NEW YORK — The issue of retail media standardization continues to swirl as meteoric growth collides with boiling frustrations from advertisers pouring budgets into the channel. Hashing out the specifics of standardization was certainly a thread running through the Interactive Advertising Bureau’s first Connected Commerce Summit on Wednesday (Sept. 13), an event created, in part, to devise best practices around retail media.
Looming over the gathering was the tension that the current state of retail media is not sustainable for many advertisers — “untenable” was the term one brand executive used — and that winners and losers among the retail media networks might be clearly delineated in the near future as buyers are pushed to be more deliberate about where they spend.
“I often talk about this space being either ripe for consolidation or evaporation,” said Katie Neil, director of connected commerce at The Coca-Cola Company, during a panel. “Consolidation meaning: Getting to the [level of] standardization where there are governing bodies or groups or larger platforms that allow metrics to be published just outside of the silos of where they stay.”
The soft drink executive called out new network entrants that launch with a startup mentality and lack the sophistication of more established players, suggesting they could fall to the back of the pack. Marketers being more selective in their pick of partners comes as many grapple with a tumultuous macroeconomic picture.
“The margin pressures that the industry, that brands are facing, that is not going away,” said Raquel Navarrski, customer vice president of e-commerce pure play at General Mills, on stage with Neil. “Marketing budgets, in general, [are] one of those big-ticket line items that brands — that we — are being asked to justify more and more.”
Such sentiments echo those of other brand stewards who have found navigating the retail media landscape increasingly cumbersome as networks proliferate, each carrying their own set of rules and even different definitions of the same verbiage.
“It is incredibly frustrating for everybody ... because of the consistency in language that’s used, but the inconsistency of practice on the back side,” said Cara Pratt, senior vice president of Kroger Precision Marketing at 84.51˚, the retail media unit of grocery giant Kroger, at the show.
“If we can't get clear as retailers, we cannot expect brands to be confident and trust the business outcomes that we’re telling them they’re realizing,” Pratt added.
Consistency is key
Standardization, in theory, solves some of these complexities through a set of shared expectations around areas like advertising formats and measurement, the latter a focus of the IAB at the moment. Ironing out standardization this early in retail media’s evolution would also differentiate the channel’s trajectory from the messy histories of digital and social media. Retail media has promised to deliver better performance than the old guard, so why shouldn’t that be true on the reputation front as well?
“The inconsistency and measurement standards across the digital ad ecosystem have been a challenge, and now we’re at this precipice where we don’t have to hold onto history,” said Pratt. “But that takes consistency, continuity and transparency to create that trust and connection.”

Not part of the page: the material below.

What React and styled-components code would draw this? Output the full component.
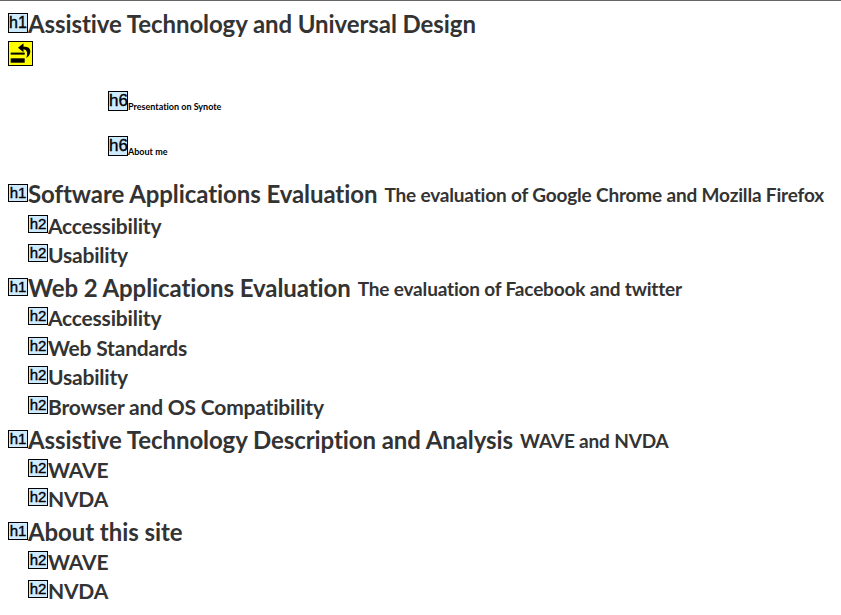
import React from 'react'
import styled, { createGlobalStyle } from 'styled-components'

const Global = createGlobalStyle`
    html, body {
        margin: 0;
        background: #fff;
        overflow: hidden;
    }
`

const Page = styled.div`
    width: 841px;
    height: 615px;
    box-sizing: border-box;
    border-top: 1px solid #666;
    padding: 12px 0 0 8px;
    font-family: Lato, "Liberation Sans", sans-serif;
    font-weight: 700;
    font-variant-ligatures: none;
    color: #333;
`

const Badge = styled.span`
    display: inline-block;
    box-sizing: border-box;
    width: 20px;
    height: ${(p) => p.$height || 18}px;
    margin-top: ${(p) => p.$offset || 0}px;
    border: 1px solid #000;
    background: #cdeaff;
    color: #000;
    font-family: "Liberation Sans", sans-serif;
    font-weight: 400;
    -webkit-text-stroke: 0.35px #000;
    font-size: ${(p) => p.$size || 15}px;
    line-height: ${(p) => (p.$height || 18) - 3}px;
    letter-spacing: 0;
    text-align: center;
    flex-shrink: 0;
`

const MainHeading = styled.div`
    display: flex;
    align-items: flex-start;
    height: ${(p) => p.$height}px;
    margin-top: ${(p) => p.$gap || 0}px;
    font-size: 24px;
    letter-spacing: -0.08px;
    line-height: 22px;
    white-space: nowrap;
`

const Tagline = styled.span`
    font-size: 19px;
    letter-spacing: -0.17px;
    margin-left: 7px;
    margin-top: 1px;
`

const SubHeading = styled.div`
    display: flex;
    align-items: flex-start;
    height: 29.7px;
    margin-left: 20px;
    font-size: 21px;
    letter-spacing: -0.2px;
    line-height: 22px;
    white-space: nowrap;
`

const SmallHeading = styled.div`
    display: flex;
    align-items: flex-start;
    margin-left: 100px;
    height: 45px;
    font-size: 9px;
    color: #000;
    white-space: nowrap;
`

const SmallText = styled.span`
    margin-top: 10px;
    line-height: 12px;
`

const SkipLink = styled.div`
    box-sizing: border-box;
    width: 25px;
    height: 25px;
    margin: 0 0 25px;
    border: 1px solid #000;
    background: #ff0;
`

const sections = [
    { title: 'Software Applications Evaluation', tag: 'The evaluation of Google Chrome and Mozilla Firefox', height: 31.5, gap: 2, subs: ['Accessibility', 'Usability'] },
    { title: 'Web 2 Applications Evaluation', tag: 'The evaluation of Facebook and twitter', height: 30, gap: 3, subs: ['Accessibility', 'Web Standards', 'Usability', 'Browser and OS Compatibility'] },
    { title: 'Assistive Technology Description and Analysis', tag: 'WAVE and NVDA', height: 30, gap: 3, subs: ['WAVE', 'NVDA'] },
    { title: 'About this site', height: 30, gap: 2.5, subs: ['WAVE', 'NVDA'] },
]

function SkipIcon() {
    return (
        <svg width="23" height="23" viewBox="0 0 23 23" style={{ display: 'block' }}>
            <rect x="1.7" y="16.3" width="14" height="4.4" fill="#000" />
            <rect x="1.7" y="10.6" width="14" height="2" fill="#000" />
            <path d="M13 4.8 H16.5 Q21.5 5.3 21.3 10 Q20.8 13.8 17.3 16 Q18.6 12.5 18 10 Q17.4 7.4 14.5 7.3 H13 Z" fill="#000" />
            <path d="M14.5 1.3 L9 5.8 L14.5 10.3 Z" fill="#000" />
        </svg>
    )
}

export default function App() {
    return (
        <Page>
            <Global />
            <MainHeading $height={28}>
                <Badge $height={20} $size={16}>h1</Badge>Assistive Technology and Universal Design
            </MainHeading>
            <SkipLink><SkipIcon /></SkipLink>
            <SmallHeading><Badge $height={20} $size={17}>h6</Badge><SmallText>Presentation on Synote</SmallText></SmallHeading>
            <SmallHeading><Badge $height={20} $size={17}>h6</Badge><SmallText>About me</SmallText></SmallHeading>
            {sections.map((s) => (
                <React.Fragment key={s.title}>
                    <MainHeading $height={s.height} $gap={s.gap}>
                        <Badge $offset={1}>h1</Badge>{s.title}{s.tag && <Tagline>{s.tag}</Tagline>}
                    </MainHeading>
                    {s.subs.map((sub) => (
                        <SubHeading key={sub}>
                            <Badge>h2</Badge>{sub}
                        </SubHeading>
                    ))}
                </React.Fragment>
            ))}
        </Page>
    )
}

In reality, many brands view retail media networks as having a ways to go in achieving the right level of continuity. Some industry watchers have also expressed heavy skepticism as to whether the largest and most influential retail media networks, including Walmart and Amazon, have a meaningful incentive to sign on to standardization.
“Their dominant market position will diminish any interest in aligning with new industry standards, much like we’ve seen in the social media space where platforms like Snapchat, TikTok and Instagram operate without universal standardization,” said Andy Friedland, chief revenue officer at the grocery technology platform Swiftly, over email.
Communication breakdown
The IAB used the confab to detail new research around perceptions of retail media from the perspective of both buyers and network owners, along with releasing measurement standards for public comment, part of the groundswell to bring more unity to a highly fragmented ecosystem.
The group’s report found that 60% of ad buyers view “collaboration and communication” with their network partners among their biggest hurdles, and only one in 10 said they were “very satisfied” with their current arrangements on this front. Other top challenges include resolving complexity in retail media buying (cited by 69%), crafting measurement standards (62%) and improving transparency (58%). Still, the IAB forecasts retail media will generate $45 billion in revenue in 2023 and $107 billion within the next five years, poising it to topple traditional TV.
Representatives from the organization took time to push back against the growing conception that retail media is viewed as a tax or cost of doing business among advertisers. The report noted that “only” 28% of surveyed buyers said a top reason they are investing is because it is part of their retailer ad spending requirements while 55% cited reaching incremental audiences and 52% pointed to leveraging first-party data.
“I do believe there is a little bit of a truth in the numbers there,” said Chris Bruderle, vice president of industry insights and content strategy at the IAB, when presenting the findings.
Still, it’s clear that many advertisers are reaching a line-in-the-sand moment with retail media. The coming months will tell whether retailers can meaningfully address a host of concerns quickly or miss out on a lucrative monetization opportunity.
“I think you’ll really start to see brands or advertisers making decisions,” said Coke’s Neil. “We need to have the results-focused, data-focused conversations to continue investments. And if the transparency and data and measurement [are] not clear, there are going to be some retail media networks that will be left behind.”